The 2012 Diabetic Alert Dog Training Conference
I was privileged to attend the 2012 DAD Training Conference at Wildrose Kennels a week ago. As a professional Labrador breeder/trainer, I came away highly motivated, encouraged and energized. As a relative newcomer to this training niche, I was eager to meet other trainers who had already placed successful DAD dog/handler teams. My hope was to glean from their experience and knowledge base, and to fill in the gaps in my knowledge.
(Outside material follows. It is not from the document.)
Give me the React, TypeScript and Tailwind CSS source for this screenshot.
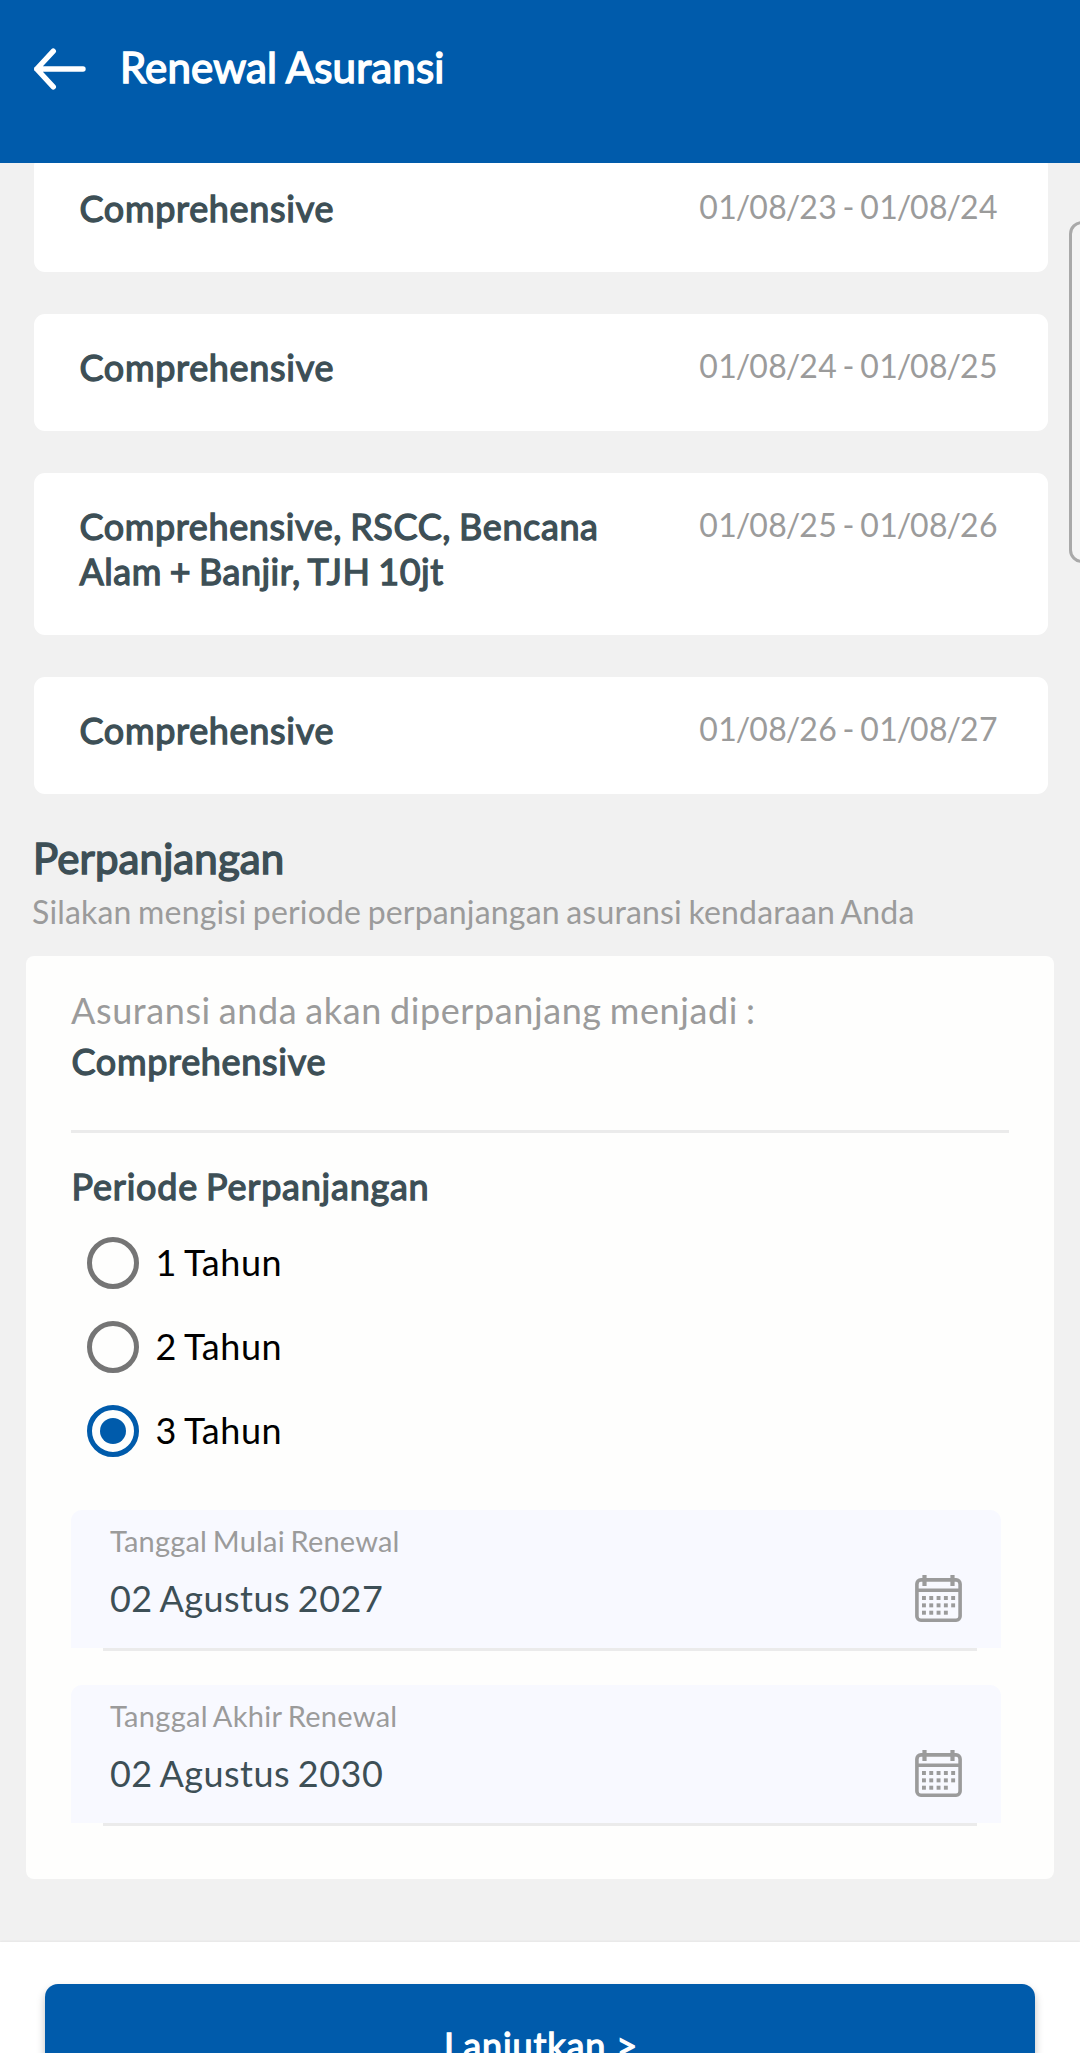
const policies = [
  { lines: [{ text: "Comprehensive", tracking: "tracking-[0.68px]" }], start: "01/08/23", end: "01/08/24" },
  { lines: [{ text: "Comprehensive", tracking: "tracking-[0.68px]" }], start: "01/08/24", end: "01/08/25" },
  {
    lines: [
      { text: "Comprehensive, RSCC, Bencana", tracking: "tracking-[0.62px]" },
      { text: "Alam + Banjir, TJH 10jt", tracking: "tracking-[0.5px]" },
    ],
    start: "01/08/25",
    end: "01/08/26",
  },
  { lines: [{ text: "Comprehensive", tracking: "tracking-[0.68px]" }], start: "01/08/26", end: "01/08/27" },
];

const periods = ["1 Tahun", "2 Tahun", "3 Tahun"];

function BackArrow() {
  return (
    <svg className="mt-[46px] ml-[32px] h-[46px] w-[56px]" viewBox="0 0 56 46" fill="none" stroke="white" strokeWidth="5.4" strokeLinecap="round" strokeLinejoin="round">
      <path d="M51 23H4.7M21.3 5.2L4.7 23L21.3 40.8" />
    </svg>
  );
}

function CalendarIcon() {
  const dots = [0, 1, 2].flatMap((r) => [0, 1, 2, 3, 4].filter((c) => r < 2 || c < 4).map((c) => ({ r, c })));
  return (
    <svg className="mt-[65px] mr-[39px] h-[47px] w-[47px] shrink-0" viewBox="0 0 47 47" fill="none">
      <rect x="1.9" y="4.9" width="43.2" height="40.3" rx="4" stroke="#9b9b9b" strokeWidth="3.6" />
      <path d="M2 15.3H45" stroke="#9b9b9b" strokeWidth="3.5" />
      <path d="M9.5 0V11M37.5 0V11" stroke="#9b9b9b" strokeWidth="4.2" />
      {dots.map(({ r, c }) => (
        <rect key={`${r}-${c}`} x={7 + c * 7.3} y={21 + r * 7.35} width="3.9" height="4" fill="#9b9b9b" />
      ))}
    </svg>
  );
}

/* A date whose slashes are kerned tightly against the digits. */
function SlashDate({ date }: { date: string }) {
  return (
    <>
      {date.split("/").map((part, i) => (
        <span key={i}>
          {i > 0 && <span className="-mx-[1.5px]">/</span>}
          {part}
        </span>
      ))}
    </>
  );
}

function DateField({ label, value, tracking }: { label: string; value: string; tracking: string }) {
  return (
    <div className="w-[930px]">
      <div className="flex h-[138px] justify-between rounded-t-[11px] bg-[#f8f9ff]">
        <div className="pt-[13px] pl-[39px]">
          <p className={`text-[29px] leading-[35px] text-[#9b9b9b] ${tracking}`}>{label}</p>
          <p className="mt-[18px] text-[36px] leading-[44px] tracking-[0.47px] text-[#3d4f56]">{value}</p>
        </div>
        <CalendarIcon />
      </div>
      <div className="mr-[24px] ml-[32px] h-[3px] bg-[#ebebeb]" />
    </div>
  );
}

export default function App() {
  return (
    <div className="relative flex h-[2053px] w-[1080px] flex-col overflow-hidden bg-[#f1f1f1] font-[Lato,sans-serif] whitespace-nowrap [word-spacing:-1.8px]">
      <header className="z-10 flex h-[163px] shrink-0 items-start bg-[#005bab]">
        <BackArrow />
        <h1 className="mt-[42px] ml-[32px] text-[42px] leading-[50px] font-normal tracking-[0.16px] text-white [word-spacing:-1px] [-webkit-text-stroke:1.5px_currentColor]">Renewal Asuransi</h1>
      </header>

      <section className="-mt-[8px] mr-[32px] ml-[34px] flex flex-col gap-[42px]">
        {policies.map((p) => (
          <article key={p.start} className="flex justify-between rounded-[11px] bg-white pt-[31px] pr-[50px] pb-[41px] pl-[45.5px]">
            <div className="text-[36px] leading-[45px] text-[#3d4f56] [-webkit-text-stroke:1.3px_currentColor]">
              {p.lines.map((l) => (
                <p key={l.text} className={l.tracking}>{l.text}</p>
              ))}
            </div>
            <p className="mt-px h-[39px] text-[32px] leading-[39px] tracking-[0.44px] text-[#9b9b9b]">
              <SlashDate date={p.start} />
              <span className="-mx-[1.5px]"> - </span>
              <SlashDate date={p.end} />
            </p>
          </article>
        ))}
      </section>

      <h2 className="mt-[39px] ml-[33px] text-[42px] leading-[50px] font-normal tracking-[0.12px] text-[#3d4f56] [-webkit-text-stroke:1.5px_currentColor]">Perpanjangan</h2>
      <p className="mt-[9px] ml-[32px] text-[32px] leading-[39px] tracking-[0.17px] text-[#9b9b9b]">Silakan mengisi periode perpanjangan asuransi kendaraan Anda</p>

      <section className="mt-[25px] mr-[26px] ml-[26px] h-[923px] shrink-0 rounded-[8px] bg-[#fefefd] pt-[32px] pl-[45px]">
        <p className="text-[36px] leading-[44px] tracking-[0.6px] text-[#9b9b9b]">Asuransi anda akan diperpanjang menjadi :</p>
        <p className="mt-[7px] pl-[0.5px] text-[36px] leading-[44px] tracking-[0.68px] text-[#3d4f56] [-webkit-text-stroke:1.3px_currentColor]">Comprehensive</p>
        <div className="mt-[47px] h-[3px] w-[938px] bg-[#ebebeb]" />
        <p className="mt-[31px] pl-[0.6px] text-[36px] leading-[44px] tracking-[0.76px] text-[#3d4f56] [-webkit-text-stroke:1.3px_currentColor]">Periode Perpanjangan</p>
        <div className="mt-[13px] flex flex-col" role="radiogroup">
          {periods.map((label) => {
            const checked = label === "3 Tahun";
            return (
              <label key={label} className="flex h-[84px] items-center gap-[16.5px] pl-[15.5px]">
                <span className={`flex size-[52.6px] items-center justify-center rounded-full border-[5px] ${checked ? "border-[#005bab]" : "border-[#757575]"}`}>
                  {checked && <span className="size-[26.6px] rounded-full bg-[#005bab]" />}
                </span>
                <span className="pb-[2px] text-[36px] leading-[44px] tracking-[0.6px] text-black">{label}</span>
              </label>
            );
          })}
        </div>
        <div className="mt-[37px] flex flex-col gap-[34px]">
          <DateField label="Tanggal Mulai Renewal" value="02 Agustus 2027" tracking="tracking-[0.18px]" />
          <DateField label="Tanggal Akhir Renewal" value="02 Agustus 2030" tracking="tracking-[0.3px]" />
        </div>
      </section>

      <footer className="mt-[63px] h-[111px] shrink-0 bg-white px-[45px] pt-[42px] shadow-[0_-1px_2px_rgba(0,0,0,0.05)]">
        <button className="flex h-[132px] w-[990px] items-start justify-center rounded-[13px] bg-[#005bab] pt-[39px] pl-[2px] text-[36px] leading-[44px] tracking-[0.87px] text-white shadow-[0_5px_8px_rgba(0,0,0,0.25)] [-webkit-text-stroke:1.3px_currentColor]">Lanjutkan &gt;</button>
      </footer>

      <div className="absolute top-[221px] left-[1069px] h-[342px] w-[40px] rounded-[13px] border-[3px] border-[#a9a9a9] bg-[#f4f4f4]" />
    </div>
  );
}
I was not disappointed. Rachel Thornton was very gracious, and made a point of introducing me to other trainers that came to the conference. She shared her inspirational story, and the many lessons she learned as a pioneer in the DAD training arena. In the span of a few short years, she has progressed from being a mom without dog training experience to a highly respected dog trainer with deep insight and a passion to help others produce high-quality Diabetic Alert Dogs. Visiting with other trainers, it was helpful to compare training models, methodologies and philosophies.
Getting acquainted with existing DAD dog/handler teams was extremely valuable, and it was inspirational to see those teams in action. Those teams will be valuable resources to trainers like us, and we look forward to benefitting from their own experiences with dogs in service.
I particularly appreciate a discussion regarding use of volunteers who are diabetics themselves. The concept of using these diabetic volunteers to help the prospective DAD make the transition to live alerts makes a lot of sense. This model allows us to proof the dog in advance of placement, documenting the dog’s success with BG logs and the corresponding alerting log of the DAD-in-training.
We spent considerable time (as trainers) discussing appropriate screening of DAD candidates. Integrating a service dog into the already busy (and stressful) lifestyle is not realistic for many diabetics or their families. Not every family is prepared for the level of responsibility or commitment to continued training necessary for a successful DAD dog/handler team. As trainers, we all agreed that proper pairing of DADs and diabetic candidates was crucial.
Collectively, the volume of DAD inquiries we have all received is enormous. In the case of Brooks Labradors, 115 candidates have completed our online Questionnaire in 5 months… Simply screening and following up on these inquiries is somewhat overwhelming. Long term, there may be merit in some national-scale database of DAD candidates to facilitate matching of suitable candidates with reputable trainers in their own region.
We also discussed how non-profit organizations will play a big role in making DADs available to the people who need them. Professional trainers are generally for-profit businesses… which means that to stay in business, we can’t be “upside down.” So ultimately trainers will need to be able to set price-points where they need them to be (to stay in business). At the same time, the net cost to the diabetic needs to be at a level that they can feasibly afford. The only way close that gap is with the help of non-profit organizations.
We’re grateful to Mike Stewart, Rachel Thornton and the staff of Wildrose Kennels for their hospitality. I look forward to building on our new trainer relationships. Collectively we have the opportunity to significantly enhance the safety and quality of life of diabetics and their families. It’s a great job for great dogs, and I left the conference feeling like we’re now networked with other ethical trainers who share our heart to make a difference.